Nathan has done most of the work there, I just suggested some improvements. Yes, I think the API you suggested is appropriate. Of course it's already not much easier than appending the alignment suffixes to the relations and types manually, but this way is cleaner, and it can generate both suffixes and ::alignments comment perhaps, and it can support alignment of variables in reentrancy, which is also possible.

…

On Fri, 3 Aug 2018 21:28 Michael Wayne Goodman, ***@***.***> wrote: @danielhers <https://github.com/danielhers> Ok so I sat down to look at this, and then I noticed that you had done a lot of work on the amr-hackathon implementation, so you've probably thought through some of the same problems. In general I kinda like how # ::alignments are separate from the graph, but since I parse the AMR as a graph and not a tree it is fragile (they have to be recalculated if you alter the structure or select a new top), so I'll need to map normalized (deinverted) triples to tokens (as you do) rather than tree positions to tokens.

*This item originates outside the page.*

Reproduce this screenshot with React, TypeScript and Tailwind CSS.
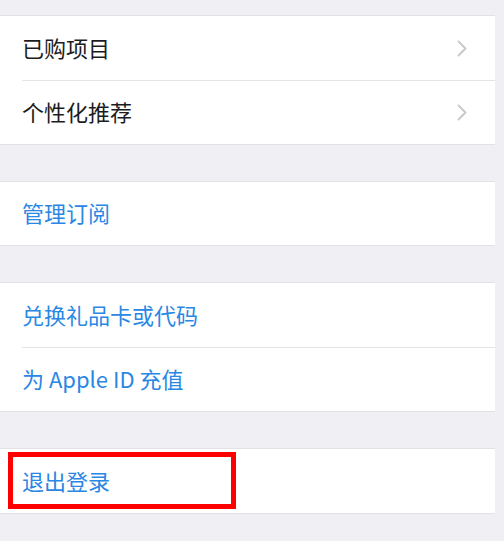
import React from 'react'

const font = { fontFamily: '"Noto Sans CJK SC", "Noto Sans", sans-serif' }

function Chevron() {
  return (
    <svg width="10" height="17" viewBox="0 0 10 17" fill="none">
      <polyline points="1.5,1.5 8.5,8.5 1.5,15.5" stroke="#c7c7cc" strokeWidth="1.8" strokeLinecap="round" strokeLinejoin="round" />
    </svg>
  )
}

function Row({ label, blue, arrow, h = 'h-[64px]', children }: { label: string; blue?: boolean; arrow?: boolean; h?: string; children?: React.ReactNode }) {
  return (
    <div className={`relative flex items-center justify-between pl-[22px] pr-[28px] ${h}`}>
      <span className={`pb-[3px] text-[22px] leading-none ${blue ? 'text-[#2a87e4]' : 'text-[#1c1c1e]'}`}>{label}</span>
      {arrow && <Chevron />}
      {children}
    </div>
  )
}

function Sep() {
  return <div className="ml-[22px] h-px bg-[#e3e3e8]" />
}

function Group({ children, className = '' }: { children: React.ReactNode; className?: string }) {
  return <div className={`mr-[9px] border-y border-[#e1e1e6] bg-white ${className}`}>{children}</div>
}

export default function App() {
  return (
    <div className="flex h-[541px] w-[504px] flex-col bg-[#efeff4] pt-[15px]" style={font}>
      <Group>
        <Row label="已购项目" arrow />
        <Sep />
        <Row label="个性化推荐" arrow h="h-[63px]" />
      </Group>

      <Group className="mt-[36px]">
        <Row label="管理订阅" blue h="h-[63px]" />
      </Group>

      <Group className="mt-[36px]">
        <Row label="兑换礼品卡或代码" blue />
        <Sep />
        <Row label="为 Apple ID 充值" blue h="h-[63px]" />
      </Group>

      <Group className="mt-[36px]">
        <Row label="退出登录" blue>
          {/* red highlight box */}
          <div className="absolute left-[8px] top-[3px] h-[57px] w-[228px] border-[5px] border-[#ff0000]" />
        </Row>
      </Group>
    </div>
  )
}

I'm not really satisfied with having separate maps for regular alignments and role alignments, but it might be the most practical step for now. One complication is that there are three ways to create a graph (Graph(), codec.triples_to_graph(), and codec.decode()), where the latter two will normalize triples but the first will not. How do you want to specify alignments when you create a graph from triples? Something like this? penman.Graph( [triple1, triple2, triple3], alignments={triple1: [2], triple2: [4,5], triple3: [1]}, role_alignments={triple2: [3]} ) — You are receiving this because you were mentioned. Reply to this email directly, view it on GitHub <#19 (comment)>, or mute the thread <https://github.com/notifications/unsubscribe-auth/AAQEw2knrepFL2_qKQHGIdzm1WiDO_nWks5uNJZagaJpZM4Vk9RM> .

Resolves #19

goodmami · 2018-08-06T20:29:23Z

@danielhers I've pushed an implementation to the 'alignments' branch. Can you try it out?

I allow it to read any of the three in-line formats (~1, ~e1, ~e.1) with one or more integer alignments. The general pattern is given by the following:

    ALIGNMENT_RE = re.compile(r'~([a-zA-Z]\.?)?(\d+(?:,\d+)*)\s*')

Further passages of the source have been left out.